Now, back in the day (30 years ago) when CPU's were slow and memory expensive, there were so many papers on finite element methods: reduced integration, Crout reduction and memory storage, hourglassing, etc. They all seem like a fart in a hurricane in today's world of fast CPU's and cheap memory.

Can the same thing be suggested about numerical method (yes, and I agree, that to a large extent,the finite element method itself is a glorified interpolation scheme -- but let's not go there) and its concomitant culture of research papers each purporting to reveal a faster and faster method?

My question is this... Assuming I have a stiff system and all the time in the world to create really tiny time steps and a lot of memory... does the choice of the integration scheme matter? (Runge-Kutta, Newton-Raphson, Newmark Beta, Central Difference, etc.)?

In reality, I know this should be an implicit method, but I don't have the time to implement it as speed is not my focus right now.

In time, IF I pass the first two hurdles, I can return to optimizing the integration scheme and seek collaborators. But should I be concerned about such issues at the start? Can one really pick a very bad method that cannot be quickly "fixed" by making the time step even smaller?

Last edited: Jan 10, 2016
2. Jan 10, 2016

### Krylov

I'm puzzled by what you mean by "extract". Do you mean you have found a more efficient way to derive the equations that describe a certain phenomenon (by pencil and paper or using a CAS, say), or are these equations themselves the result of some other numerical approximation method that you have managed to improve?

No, I don't think so. Sure, hardware has become incredibly fast and inexpensive, but this just means that the problems to be attacked can also be a lot more numerically demanding. For example, the kind of complex, multiscale phenomena analyzed nowadays by engineers using the finite element method were completely out of reach 30 years ago.
It's hard to say without knowing the problem and its scale of complexity, so I can only offer some generalities. Simple stiff problems can often be solved inefficiently using non-stiff integrators, but when reducing the time step too much you also incur more round off error. Particularly when solving the ODE is part of the solution of a bigger numerical problem, this can become an issue.

I would say: If your primary concern is not with writing an appropriate integrator yourself, why don't you use a canned one from the start that is suitable for stiff problems? There is enough choice in MATLAB (paid), Octave (free) or, if you require a compiled solution, for free on Netlib. You may also look at Ernst Hairer's page, which has some codes.

3. Jan 10, 2016

### Krylov

A short P.S.
Permit me to go there anyway, albeit briefly. I think that a substantial part of numerical analysis is a "glorified interpolation scheme", but that doesn't make it any less useful or ingenious. For a classical account of this, see https://www.amazon.com/Interpolation-Approximation-Dover-Books-Mathematics/dp/0486624951.

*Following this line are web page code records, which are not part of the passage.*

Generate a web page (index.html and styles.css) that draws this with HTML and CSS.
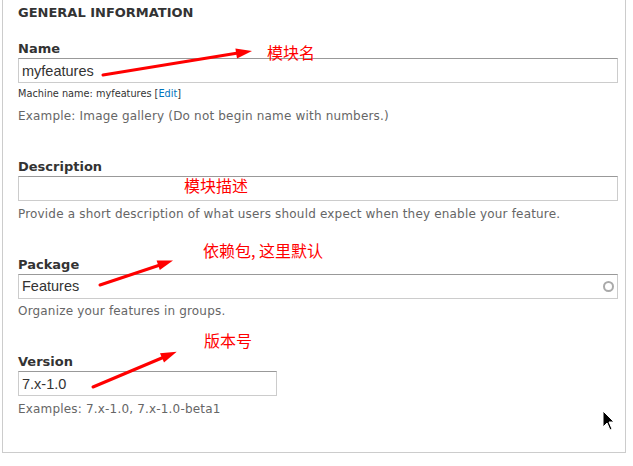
FILE: index.html
```html
<!DOCTYPE HTML>
<html>
<head>
    <title>Feature settings</title>
    <link rel="stylesheet" href="styles.css">
</head>
<body>
    <div class="panel">
        <div class="panel-title">General information</div>

        <div class="form-item">
            <label class="label" for="name">Name</label>
            <input class="text" type="text" id="name" value="myfeatures">
            <div class="machine">Machine name: myfeatures [<a href="#">Edit</a>]</div>
            <div class="desc desc-name">Example: Image gallery (Do not begin name with numbers.)</div>
        </div>

        <div class="form-item">
            <label class="label" for="description">Description</label>
            <input class="text" type="text" id="description" value="">
            <div class="desc">Provide a short description of what users should expect when they enable your feature.</div>
        </div>

        <div class="form-item">
            <label class="label" for="package">Package</label>
            <div class="autocomplete">
                <input class="text" type="text" id="package" value="Features">
                <span class="throbber"></span>
            </div>
            <div class="desc">Organize your features in groups.</div>
        </div>

        <div class="form-item">
            <label class="label" for="version">Version</label>
            <input class="text text-short" type="text" id="version" value="7.x-1.0">
            <div class="desc">Examples: 7.x-1.0, 7.x-1.0-beta1</div>
        </div>
    </div>

    <!-- annotations drawn on top of the screenshot -->
    <span class="note note1">模块名</span>
    <span class="note note2">模块描述</span>
    <span class="note note3">依赖包, 这里默认</span>
    <span class="note note4">版本号</span>

    <svg class="arrows" width="633" height="466" viewBox="0 0 633 466">
        <line x1="103" y1="75" x2="238" y2="53" />
        <polygon points="252,51 237,58.4 235.4,48.6" />
        <line x1="100" y1="285" x2="160" y2="265" />
        <polygon points="173,260.5 159.8,269.9 156.6,260.5" />
        <line x1="93" y1="387" x2="163" y2="357.5" />
        <polygon points="176.7,351.7 164,362.5 160,353.3" />
    </svg>

    <svg class="cursor" width="14" height="22" viewBox="0 0 14 22">
        <polygon points="1,1 1,17 5,13 8,20 10,19 7,12 12,12" />
    </svg>
</body>
</html>
```

FILE: styles.css
```css
body {
    margin: 0;
    width: 633px;
    height: 466px;
    position: relative;
    overflow: hidden;
    background-color: #ffffff;
    font-family: "DejaVu Sans", sans-serif;
    color: #333333;
}

.panel {
    margin-left: 2px;
    width: 624px;
    box-sizing: border-box;
    border: 1px solid #cccccc;
    border-top: 0;
    padding: 5px 0 0 15px;
}

.panel-title {
    font-size: 13px;
    line-height: 16px;
    font-weight: bold;
    text-transform: uppercase;
    margin-bottom: 20px;
}

.form-item {
    margin-bottom: 35px;
}

.label {
    display: block;
    font-size: 13px;
    line-height: 16px;
    font-weight: bold;
    margin-bottom: 1px;
}

.text {
    display: block;
    margin: 0;
    width: 600px;
    height: 25px;
    box-sizing: border-box;
    border: 1px solid #cccccc;
    border-top-color: #999999;
    border-radius: 0;
    padding: 0 3px;
    font-family: "Liberation Sans", Arial, sans-serif;
    font-size: 14.5px;
    color: #333333;
    background: #ffffff;
    outline: none;
}

.text-short {
    width: 259px;
}

.autocomplete {
    position: relative;
    width: 600px;
}

.throbber {
    position: absolute;
    right: 4px;
    top: 7px;
    width: 7px;
    height: 7px;
    border: 2px solid #aaaaaa;
    border-radius: 50%;
}

.machine {
    font-size: 9.75px;
    line-height: 12px;
    margin-top: 5px;
}

.machine a {
    color: #0074bd;
    text-decoration: none;
}

.desc {
    font-size: 12px;
    line-height: 16px;
    letter-spacing: 0.18px;
    color: #666666;
    margin-top: 4.5px;
}

.desc-name {
    margin-top: 8px;
}

.note {
    position: absolute;
    font-family: "Noto Sans CJK SC", sans-serif;
    font-size: 16px;
    line-height: 16px;
    color: #ff0000;
    white-space: nowrap;
}

.note1 { left: 267px; top: 44px; }
.note2 { left: 184px; top: 177px; }
.note3 { left: 203px; top: 242px; }
.note4 { left: 204px; top: 332px; }

.arrows {
    position: absolute;
    left: 0;
    top: 0;
}

.arrows line {
    stroke: #ff0000;
    stroke-width: 3;
    stroke-linecap: round;
}

.arrows polygon {
    fill: #ff0000;
}

.cursor {
    position: absolute;
    left: 602px;
    top: 410px;
}

.cursor polygon {
    fill: #000000;
    stroke: #ffffff;
    stroke-width: 1;
    stroke-linejoin: round;
}
```
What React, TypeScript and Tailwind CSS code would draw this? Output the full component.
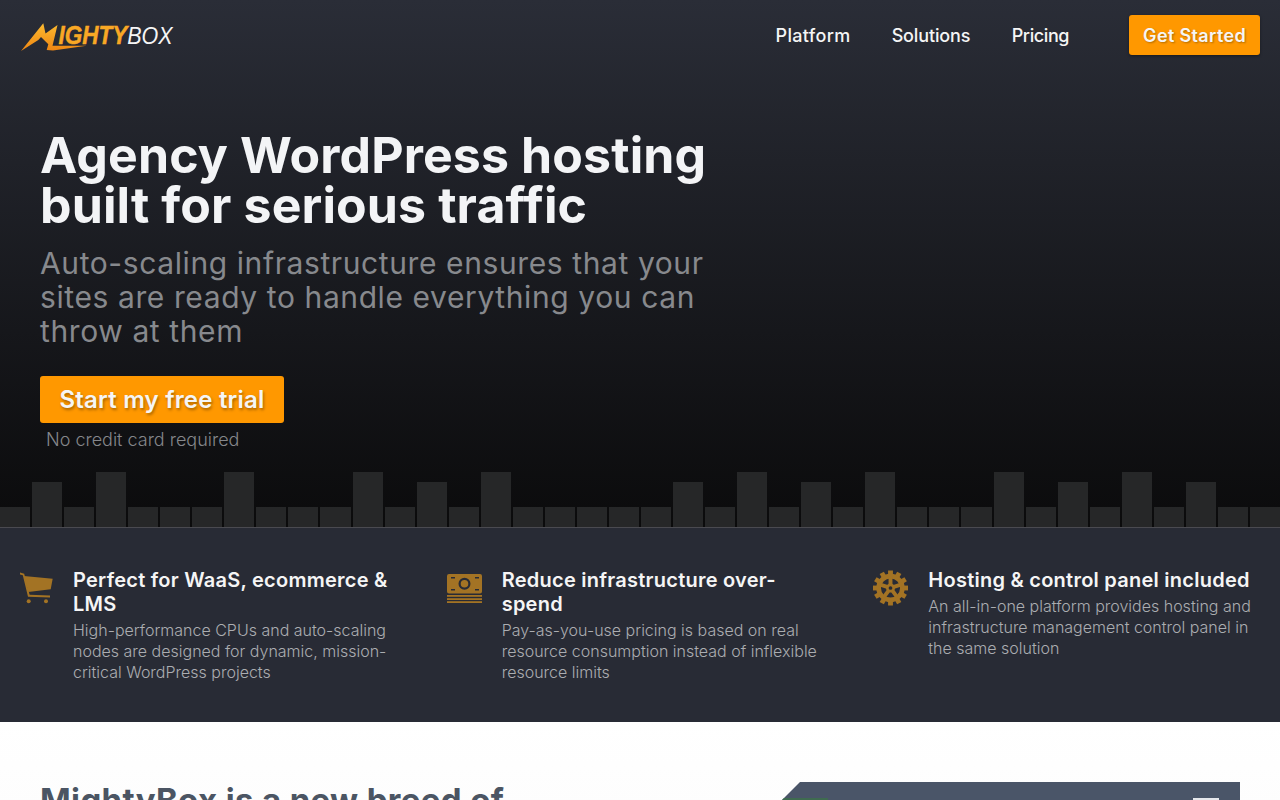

Last edited by a moderator: May 7, 2017
4. Jan 10, 2016

### Svein

The trouble is that there exist differential equations that are very unstable - a small difference between a calculated value and the theoretically correct value near the starting point will lead to increasingly greater divergence at each step.

The differential equations shown in textbooks are invariably of the "nice" type, they tend to converge to a "good" solution as you refine the steps or the method. Real life is not always according to those textbooks.

5. Jan 10, 2016

### bigfooted

The reason finite element methods gained popularity is because they can efficiently deal with very complicated 2D and 3D geometries and they are suited for structural analysis as well as for fluid dynamics problems, and this method is used a lot in the industry for this reason. If you have a system of second order ODE's in 1D, then there is certainly no need to use a finite element method. In the simplest cases the final system of equations that are solved are the same as those obtained from a finite difference method.

If your problem is stiff, you really need to look into stiff integration schemes, and at least understand what they do. You have to understand at least what is on the wiki page:
https://en.wikipedia.org/wiki/Stiff_equation
It might be that for your particular problem, there is a specific range of time steps, cell sizes and equation coefficients for which you will get a solution. But it might also give you a solution that looks stable and correct, but is in fact incorrect.

6. Jan 17, 2016

### Krylov

So, @observer1, any thoughts on what other people responded?

7. Jan 23, 2016

### observer1

Sorry.. I have been away.

I am going to go with an explicit scheme. And do few time steps. My goal is not really the solution but in setting up the equations: links, joints (revolute, ball, translational), etc.

The problem is the control of a crane on a ship. And it is just a demo. If it all works, I come back to it after the student graduates.